** PROBLEM TO WORK ON **
Output every line of the material exactly, omitting images.
═════ INFORMATION SHOWN
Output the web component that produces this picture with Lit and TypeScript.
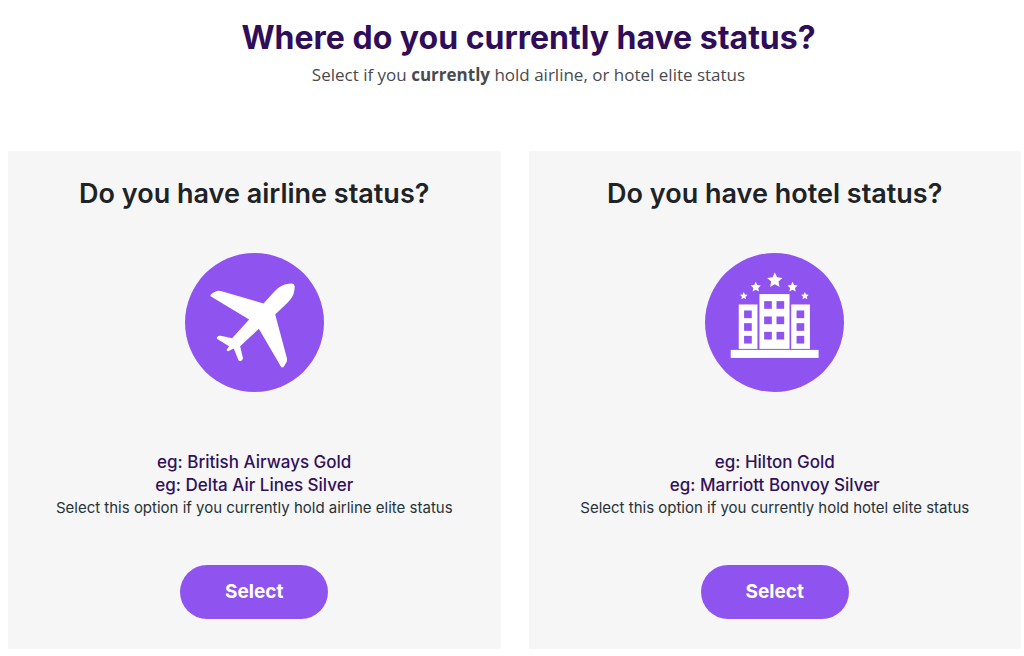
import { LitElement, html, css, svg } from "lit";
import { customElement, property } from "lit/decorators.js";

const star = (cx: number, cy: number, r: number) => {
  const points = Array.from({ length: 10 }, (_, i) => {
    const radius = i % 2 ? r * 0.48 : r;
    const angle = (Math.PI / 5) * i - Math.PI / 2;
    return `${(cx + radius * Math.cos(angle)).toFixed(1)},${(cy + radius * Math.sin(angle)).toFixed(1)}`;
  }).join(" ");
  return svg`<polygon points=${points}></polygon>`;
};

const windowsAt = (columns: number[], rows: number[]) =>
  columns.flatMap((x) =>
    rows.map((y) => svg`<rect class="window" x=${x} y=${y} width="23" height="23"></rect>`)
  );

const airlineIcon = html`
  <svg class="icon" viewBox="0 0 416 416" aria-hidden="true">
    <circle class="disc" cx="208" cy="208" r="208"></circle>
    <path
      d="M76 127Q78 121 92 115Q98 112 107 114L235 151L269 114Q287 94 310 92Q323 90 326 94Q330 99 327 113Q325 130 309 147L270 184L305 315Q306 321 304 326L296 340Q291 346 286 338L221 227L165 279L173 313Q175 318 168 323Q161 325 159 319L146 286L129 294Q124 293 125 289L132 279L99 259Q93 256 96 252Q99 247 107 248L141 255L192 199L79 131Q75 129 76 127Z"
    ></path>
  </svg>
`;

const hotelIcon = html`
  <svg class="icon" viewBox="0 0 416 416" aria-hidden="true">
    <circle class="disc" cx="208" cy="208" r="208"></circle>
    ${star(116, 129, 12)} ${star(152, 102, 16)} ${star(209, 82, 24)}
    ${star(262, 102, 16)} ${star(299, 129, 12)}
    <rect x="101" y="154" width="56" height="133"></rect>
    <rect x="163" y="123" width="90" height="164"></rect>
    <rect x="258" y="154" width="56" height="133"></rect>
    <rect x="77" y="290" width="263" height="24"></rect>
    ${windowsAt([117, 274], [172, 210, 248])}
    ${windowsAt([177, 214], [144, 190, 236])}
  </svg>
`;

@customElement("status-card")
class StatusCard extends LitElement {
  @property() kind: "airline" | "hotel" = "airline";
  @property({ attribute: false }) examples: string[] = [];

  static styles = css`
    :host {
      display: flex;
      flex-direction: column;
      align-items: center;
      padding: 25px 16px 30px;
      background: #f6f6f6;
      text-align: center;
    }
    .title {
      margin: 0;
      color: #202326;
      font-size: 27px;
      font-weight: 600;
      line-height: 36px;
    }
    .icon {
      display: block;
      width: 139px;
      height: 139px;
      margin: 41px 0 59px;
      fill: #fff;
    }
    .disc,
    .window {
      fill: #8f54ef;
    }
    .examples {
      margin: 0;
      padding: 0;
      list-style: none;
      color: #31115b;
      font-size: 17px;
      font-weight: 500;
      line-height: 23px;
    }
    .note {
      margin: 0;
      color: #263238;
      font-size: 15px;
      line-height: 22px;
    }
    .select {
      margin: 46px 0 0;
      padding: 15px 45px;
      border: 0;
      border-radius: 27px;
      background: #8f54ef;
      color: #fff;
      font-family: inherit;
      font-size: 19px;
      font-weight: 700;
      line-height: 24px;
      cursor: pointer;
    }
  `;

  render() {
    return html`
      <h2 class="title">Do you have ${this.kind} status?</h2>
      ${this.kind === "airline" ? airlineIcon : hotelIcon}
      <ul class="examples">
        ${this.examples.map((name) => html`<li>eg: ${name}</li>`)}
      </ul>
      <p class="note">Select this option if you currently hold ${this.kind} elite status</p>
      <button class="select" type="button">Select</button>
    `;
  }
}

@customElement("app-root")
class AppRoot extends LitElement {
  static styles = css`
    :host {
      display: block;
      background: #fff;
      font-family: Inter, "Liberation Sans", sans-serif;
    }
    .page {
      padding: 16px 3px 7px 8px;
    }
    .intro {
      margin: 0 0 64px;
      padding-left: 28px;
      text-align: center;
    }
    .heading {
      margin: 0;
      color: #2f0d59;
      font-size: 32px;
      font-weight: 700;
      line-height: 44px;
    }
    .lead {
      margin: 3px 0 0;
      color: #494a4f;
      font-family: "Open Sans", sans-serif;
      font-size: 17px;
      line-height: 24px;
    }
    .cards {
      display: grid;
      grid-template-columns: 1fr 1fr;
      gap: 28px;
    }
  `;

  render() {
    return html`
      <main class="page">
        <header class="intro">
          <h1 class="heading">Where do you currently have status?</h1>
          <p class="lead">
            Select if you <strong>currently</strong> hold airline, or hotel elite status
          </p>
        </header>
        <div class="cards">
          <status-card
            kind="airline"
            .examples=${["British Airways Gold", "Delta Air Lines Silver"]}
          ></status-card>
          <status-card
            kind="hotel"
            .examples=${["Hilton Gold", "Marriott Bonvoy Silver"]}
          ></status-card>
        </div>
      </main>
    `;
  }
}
══════════
** ANSWER TO THIS TASK **
Output the web component that produces this picture with Lit and TypeScript.
import { LitElement, html, css, svg } from "lit";
import { customElement, property } from "lit/decorators.js";

const star = (cx: number, cy: number, r: number) => {
  const points = Array.from({ length: 10 }, (_, i) => {
    const radius = i % 2 ? r * 0.48 : r;
    const angle = (Math.PI / 5) * i - Math.PI / 2;
    return `${(cx + radius * Math.cos(angle)).toFixed(1)},${(cy + radius * Math.sin(angle)).toFixed(1)}`;
  }).join(" ");
  return svg`<polygon points=${points}></polygon>`;
};

const windowsAt = (columns: number[], rows: number[]) =>
  columns.flatMap((x) =>
    rows.map((y) => svg`<rect class="window" x=${x} y=${y} width="23" height="23"></rect>`)
  );

const airlineIcon = html`
  <svg class="icon" viewBox="0 0 416 416" aria-hidden="true">
    <circle class="disc" cx="208" cy="208" r="208"></circle>
    <path
      d="M76 127Q78 121 92 115Q98 112 107 114L235 151L269 114Q287 94 310 92Q323 90 326 94Q330 99 327 113Q325 130 309 147L270 184L305 315Q306 321 304 326L296 340Q291 346 286 338L221 227L165 279L173 313Q175 318 168 323Q161 325 159 319L146 286L129 294Q124 293 125 289L132 279L99 259Q93 256 96 252Q99 247 107 248L141 255L192 199L79 131Q75 129 76 127Z"
    ></path>
  </svg>
`;

const hotelIcon = html`
  <svg class="icon" viewBox="0 0 416 416" aria-hidden="true">
    <circle class="disc" cx="208" cy="208" r="208"></circle>
    ${star(116, 129, 12)} ${star(152, 102, 16)} ${star(209, 82, 24)}
    ${star(262, 102, 16)} ${star(299, 129, 12)}
    <rect x="101" y="154" width="56" height="133"></rect>
    <rect x="163" y="123" width="90" height="164"></rect>
    <rect x="258" y="154" width="56" height="133"></rect>
    <rect x="77" y="290" width="263" height="24"></rect>
    ${windowsAt([117, 274], [172, 210, 248])}
    ${windowsAt([177, 214], [144, 190, 236])}
  </svg>
`;

@customElement("status-card")
class StatusCard extends LitElement {
  @property() kind: "airline" | "hotel" = "airline";
  @property({ attribute: false }) examples: string[] = [];

  static styles = css`
    :host {
      display: flex;
      flex-direction: column;
      align-items: center;
      padding: 25px 16px 30px;
      background: #f6f6f6;
      text-align: center;
    }
    .title {
      margin: 0;
      color: #202326;
      font-size: 27px;
      font-weight: 600;
      line-height: 36px;
    }
    .icon {
      display: block;
      width: 139px;
      height: 139px;
      margin: 41px 0 59px;
      fill: #fff;
    }
    .disc,
    .window {
      fill: #8f54ef;
    }
    .examples {
      margin: 0;
      padding: 0;
      list-style: none;
      color: #31115b;
      font-size: 17px;
      font-weight: 500;
      line-height: 23px;
    }
    .note {
      margin: 0;
      color: #263238;
      font-size: 15px;
      line-height: 22px;
    }
    .select {
      margin: 46px 0 0;
      padding: 15px 45px;
      border: 0;
      border-radius: 27px;
      background: #8f54ef;
      color: #fff;
      font-family: inherit;
      font-size: 19px;
      font-weight: 700;
      line-height: 24px;
      cursor: pointer;
    }
  `;

  render() {
    return html`
      <h2 class="title">Do you have ${this.kind} status?</h2>
      ${this.kind === "airline" ? airlineIcon : hotelIcon}
      <ul class="examples">
        ${this.examples.map((name) => html`<li>eg: ${name}</li>`)}
      </ul>
      <p class="note">Select this option if you currently hold ${this.kind} elite status</p>
      <button class="select" type="button">Select</button>
    `;
  }
}

@customElement("app-root")
class AppRoot extends LitElement {
  static styles = css`
    :host {
      display: block;
      background: #fff;
      font-family: Inter, "Liberation Sans", sans-serif;
    }
    .page {
      padding: 16px 3px 7px 8px;
    }
    .intro {
      margin: 0 0 64px;
      padding-left: 28px;
      text-align: center;
    }
    .heading {
      margin: 0;
      color: #2f0d59;
      font-size: 32px;
      font-weight: 700;
      line-height: 44px;
    }
    .lead {
      margin: 3px 0 0;
      color: #494a4f;
      font-family: "Open Sans", sans-serif;
      font-size: 17px;
      line-height: 24px;
    }
    .cards {
      display: grid;
      grid-template-columns: 1fr 1fr;
      gap: 28px;
    }
  `;

  render() {
    return html`
      <main class="page">
        <header class="intro">
          <h1 class="heading">Where do you currently have status?</h1>
          <p class="lead">
            Select if you <strong>currently</strong> hold airline, or hotel elite status
          </p>
        </header>
        <div class="cards">
          <status-card
            kind="airline"
            .examples=${["British Airways Gold", "Delta Air Lines Silver"]}
          ></status-card>
          <status-card
            kind="hotel"
            .examples=${["Hilton Gold", "Marriott Bonvoy Silver"]}
          ></status-card>
        </div>
      </main>
    `;
  }
}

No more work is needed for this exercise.